My issue is that when I try to look for a string that is NOT contained in the DataFrame (which is stored in an hdf5 file), it takes a very long time to complete the query. For example:
I have a df that contains 2*10^9 rows. It is stored in an HDF5 file.
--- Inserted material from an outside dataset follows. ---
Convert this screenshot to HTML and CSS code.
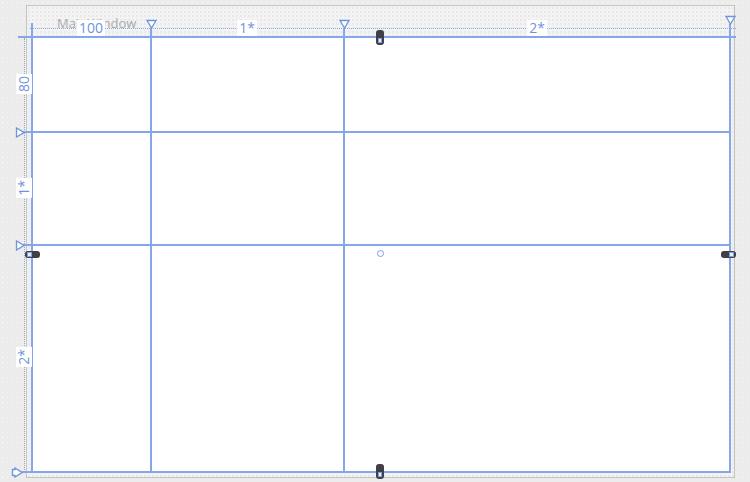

I have a string column named "code", that was marked as "data_column" (therefore it is indexed).
When I search for a code that exists in the dataset ( store.select('df', 'code=valid_code') ) it takes around 10 seconds to get 70K rows.
However, when I search for a code that does NOT exist in the dataset ( store.select('df', 'code=not_valid_code') ) it takes around 980 seconds to get the result of the query (0 rows).
I create the store like: store = pd.HDFStore('data.h5', complevel=1, complib='zlib') And the first append is like: store.append('df', chunk, data_columns=['code'], expectedrows=2318185498)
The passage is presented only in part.